Data shown —
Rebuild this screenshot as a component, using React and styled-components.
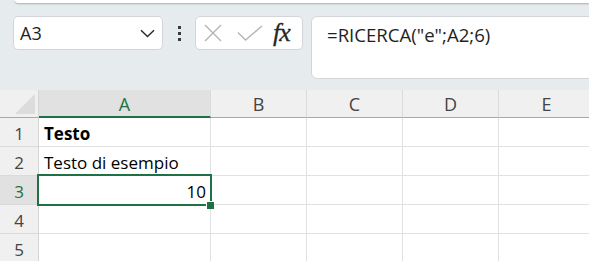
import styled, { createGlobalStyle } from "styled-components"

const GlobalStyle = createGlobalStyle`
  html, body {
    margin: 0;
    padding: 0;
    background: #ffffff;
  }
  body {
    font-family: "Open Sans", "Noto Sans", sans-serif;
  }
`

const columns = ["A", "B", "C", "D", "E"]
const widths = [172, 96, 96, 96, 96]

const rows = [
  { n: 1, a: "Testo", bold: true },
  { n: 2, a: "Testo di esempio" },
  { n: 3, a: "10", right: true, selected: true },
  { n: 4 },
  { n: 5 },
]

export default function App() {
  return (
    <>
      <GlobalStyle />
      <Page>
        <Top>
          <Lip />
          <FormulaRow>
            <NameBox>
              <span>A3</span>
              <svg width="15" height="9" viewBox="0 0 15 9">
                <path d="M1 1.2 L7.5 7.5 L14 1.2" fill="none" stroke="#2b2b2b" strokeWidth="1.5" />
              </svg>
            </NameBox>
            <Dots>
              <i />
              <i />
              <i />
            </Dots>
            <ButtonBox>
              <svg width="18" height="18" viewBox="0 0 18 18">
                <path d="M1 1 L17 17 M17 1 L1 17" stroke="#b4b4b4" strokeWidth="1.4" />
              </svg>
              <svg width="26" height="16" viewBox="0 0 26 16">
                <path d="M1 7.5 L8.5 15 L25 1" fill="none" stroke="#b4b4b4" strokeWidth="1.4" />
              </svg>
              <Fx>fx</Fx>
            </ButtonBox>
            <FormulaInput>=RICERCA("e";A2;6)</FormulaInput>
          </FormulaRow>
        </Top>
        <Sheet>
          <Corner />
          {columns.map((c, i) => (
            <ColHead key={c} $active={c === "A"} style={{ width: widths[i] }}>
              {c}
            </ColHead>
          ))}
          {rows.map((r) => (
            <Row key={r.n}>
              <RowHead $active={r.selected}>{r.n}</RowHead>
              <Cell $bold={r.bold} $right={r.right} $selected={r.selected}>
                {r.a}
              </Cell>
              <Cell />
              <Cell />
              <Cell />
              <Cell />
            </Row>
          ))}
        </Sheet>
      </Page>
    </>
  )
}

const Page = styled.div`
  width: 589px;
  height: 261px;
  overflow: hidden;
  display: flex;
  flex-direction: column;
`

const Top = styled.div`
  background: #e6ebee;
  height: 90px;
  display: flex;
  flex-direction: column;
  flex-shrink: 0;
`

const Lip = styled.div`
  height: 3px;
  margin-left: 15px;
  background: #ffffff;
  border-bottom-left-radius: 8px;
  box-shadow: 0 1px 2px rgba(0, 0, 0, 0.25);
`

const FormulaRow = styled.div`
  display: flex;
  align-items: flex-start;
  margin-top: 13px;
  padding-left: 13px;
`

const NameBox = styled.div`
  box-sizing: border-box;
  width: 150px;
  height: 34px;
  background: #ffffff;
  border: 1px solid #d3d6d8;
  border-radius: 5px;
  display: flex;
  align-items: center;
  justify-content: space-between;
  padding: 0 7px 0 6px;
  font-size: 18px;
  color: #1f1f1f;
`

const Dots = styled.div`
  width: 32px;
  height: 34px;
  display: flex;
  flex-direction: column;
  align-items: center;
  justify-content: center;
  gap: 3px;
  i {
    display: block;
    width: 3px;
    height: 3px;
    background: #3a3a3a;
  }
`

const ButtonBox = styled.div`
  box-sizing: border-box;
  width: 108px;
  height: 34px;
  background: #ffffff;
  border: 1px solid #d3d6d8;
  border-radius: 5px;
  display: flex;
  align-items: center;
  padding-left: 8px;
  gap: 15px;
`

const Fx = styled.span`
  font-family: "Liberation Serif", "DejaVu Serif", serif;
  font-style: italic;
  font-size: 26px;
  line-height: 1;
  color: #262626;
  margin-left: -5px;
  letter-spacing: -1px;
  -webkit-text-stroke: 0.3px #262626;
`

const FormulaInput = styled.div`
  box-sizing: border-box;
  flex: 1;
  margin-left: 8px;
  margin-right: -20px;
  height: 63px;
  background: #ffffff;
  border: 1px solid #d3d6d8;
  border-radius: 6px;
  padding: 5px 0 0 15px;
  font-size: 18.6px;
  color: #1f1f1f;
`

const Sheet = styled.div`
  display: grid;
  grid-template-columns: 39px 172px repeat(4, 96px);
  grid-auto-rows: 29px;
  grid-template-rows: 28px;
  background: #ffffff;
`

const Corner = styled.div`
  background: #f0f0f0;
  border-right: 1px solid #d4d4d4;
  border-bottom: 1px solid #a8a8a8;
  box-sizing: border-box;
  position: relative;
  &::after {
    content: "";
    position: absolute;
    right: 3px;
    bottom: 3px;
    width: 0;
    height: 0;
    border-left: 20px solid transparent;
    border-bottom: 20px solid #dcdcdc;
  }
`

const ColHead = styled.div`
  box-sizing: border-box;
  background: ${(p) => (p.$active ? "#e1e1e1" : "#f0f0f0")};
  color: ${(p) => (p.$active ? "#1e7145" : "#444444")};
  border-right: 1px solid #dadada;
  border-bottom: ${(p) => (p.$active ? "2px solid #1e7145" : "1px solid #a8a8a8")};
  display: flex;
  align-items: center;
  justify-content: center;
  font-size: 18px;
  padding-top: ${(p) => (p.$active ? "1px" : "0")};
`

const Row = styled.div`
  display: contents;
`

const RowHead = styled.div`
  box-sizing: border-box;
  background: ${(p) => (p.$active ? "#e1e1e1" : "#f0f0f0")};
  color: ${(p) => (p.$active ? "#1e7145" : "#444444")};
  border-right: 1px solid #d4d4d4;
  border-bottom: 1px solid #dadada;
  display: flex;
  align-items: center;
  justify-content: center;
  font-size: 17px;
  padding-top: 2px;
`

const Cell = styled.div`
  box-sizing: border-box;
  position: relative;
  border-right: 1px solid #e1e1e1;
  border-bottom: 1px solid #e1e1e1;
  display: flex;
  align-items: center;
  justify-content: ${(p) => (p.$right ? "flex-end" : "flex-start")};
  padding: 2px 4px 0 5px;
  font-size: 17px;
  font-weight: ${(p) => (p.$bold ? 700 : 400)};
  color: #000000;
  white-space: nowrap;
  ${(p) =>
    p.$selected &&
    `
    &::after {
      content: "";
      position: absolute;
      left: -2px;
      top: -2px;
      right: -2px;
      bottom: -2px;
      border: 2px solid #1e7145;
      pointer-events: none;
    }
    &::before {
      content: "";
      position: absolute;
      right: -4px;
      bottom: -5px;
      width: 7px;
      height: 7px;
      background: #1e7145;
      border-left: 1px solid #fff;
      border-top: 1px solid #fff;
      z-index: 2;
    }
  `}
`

Task prompt —
Copy each line of the data that contains the word "components".

Response —
Rebuild this screenshot as a component, using React and styled-components.
import styled, { createGlobalStyle } from "styled-components"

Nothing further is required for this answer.